14 November 2010

The Case for God by Karen Armstrong

I spent quite a while in the bookshop last month trying to find a book that could counter The God Delusion by Richard Dawkins. I respect Dawkins for his insight in 1976 on genetic evolution and the concept of memes but his recent persuit of atheism I find somewhat less appealing. I had read a little book called The Dawkins Delusion as a possible counter but was extremely disappointed by it.
Finally I stumbled upon this Case for God and the first page has Karen’s biography. Now there was someone who really seemed to know her subject. The book turned out to be much more than an answer to Dawkins and was one of my best reads of 2010.
Right from the start we plunge into the history of religion, shamanism and what might have been similar to Heidegger’s  philosophy of ‘Being’. From the documents of later Neolithic and pastoral societies, we know, Karen writes, that Being rather than aBeing was revered as the ultimate sacred power.

In chapter 3 she writes about, among other Greek  philosophers, Parmenides who became convinced that to attain the truth, human reason must rise above common sense and unverified opinion. The idea of change, for example, was pure convention. The Milesians had been wrong to imagine the world had developed gradually. Reality consisted of a unified, single, complete and eternal being. It might appear that creatures came into being and passed away, but true reality was unaffected by time.

The book then continues through two thousand years of evolution of philosophy, wars and religion until the present day.

“Just as the feats of a dancer or an athlete are impossible for an untrained body and seem superhuman to most of us, these people all developed a spiritual capacity that took them beyond the norm and revealed to their followers the untapped ‘divine’ or ‘enlightened’ potential that exists in any man or woman”.
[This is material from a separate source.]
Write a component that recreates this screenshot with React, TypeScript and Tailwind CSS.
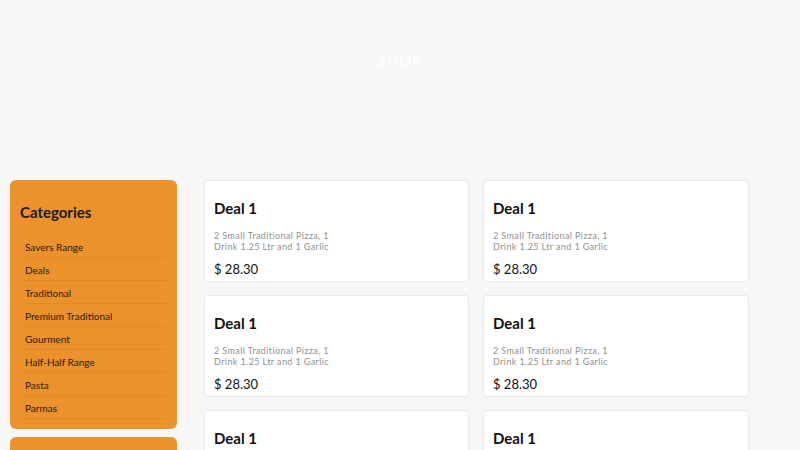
import React from "react";

const categories = [
  "Savers Range",
  "Deals",
  "Traditional",
  "Premium Traditional",
  "Gourment",
  "Half-Half Range",
  "Pasta",
  "Parmas",
];

const deals = Array.from({ length: 6 }, (_, i) => ({
  id: i,
  title: "Deal 1",
  line1: "2 Small Traditional Pizza, 1",
  line2: "Drink 1.25 Ltr and 1 Garlic",
  price: "$ 28.30",
}));

function DealCard({ deal }: { deal: (typeof deals)[number] }) {
  return (
    <div className="h-[102px] bg-white border border-[#e9e9e9] rounded-[3px] px-[9px] pt-[17px]">
      <h3 className="text-[15px] leading-[20px] font-bold text-[#111]">{deal.title}</h3>
      <p className="mt-[12px] text-[9px] leading-[11px] tracking-[0.4px] text-[#8f8f8f]">
        <span className="block">{deal.line1}</span>
        <span className="block">{deal.line2}</span>
      </p>
      <p className="mt-[8px] text-[13px] leading-[18px] text-[#111]">{deal.price}</p>
    </div>
  );
}

export default function App() {
  return (
    <div
      className="min-h-[450px] h-[450px] overflow-hidden bg-[#f7f7f7]"
      style={{ fontFamily: "Lato, 'Noto Sans', sans-serif" }}
    >
      <header className="h-[120px] flex items-center justify-center">
        <h1 className="text-[15px] text-white tracking-[0.5px]">SHOP</h1>
      </header>

      <main className="flex items-start pl-[10px] pt-[60px]">
        <aside className="w-[167px] shrink-0 flex flex-col gap-[8px]">
          <div className="bg-[#ec922d] rounded-[6px] px-[10px] pt-[21px] pb-[10px]">
            <h2 className="text-[15px] leading-[22px] font-bold text-[#1a1a1a]">Categories</h2>
            <ul className="mt-[12px]">
              {categories.map((c) => (
                <li
                  key={c}
                  className="h-[23px] flex items-center pt-[2px] pl-[5px] text-[10px] text-[#2a1a08] border-b border-[#e0882a]"
                >
                  {c}
                </li>
              ))}
            </ul>
          </div>
          <div className="bg-[#ec922d] rounded-[6px] h-[60px]" />
        </aside>

        <section className="ml-[27px] grid grid-cols-[265px_266px] gap-x-[14px] gap-y-[13px]">
          {deals.map((d) => (
            <DealCard key={d.id} deal={d} />
          ))}
        </section>
      </main>
    </div>
  );
}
Karen Armstrong is one of the world's leading commentators on religious affairs. She spent seven years as a Roman Catholic nun, but left her teaching order in 1969 to read English at St Anne's College, Oxford. In 1982, she became a full time writer and broadcaster. She is a best-selling author of over 16 books. An accomplished writer and passionate campaigner for religious liberty, Armstrong has addressed members of the United States Congress and the Senate and has participated in the World Economic Forum. In 2005 she was appointed by Kofi Annan to take part in the United Nations initiative ‘The Alliance of Civilizations’. In 2008 she was awarded the Frankiln J. Roosevelt Four Freedoms Medal for her work on religious liberty.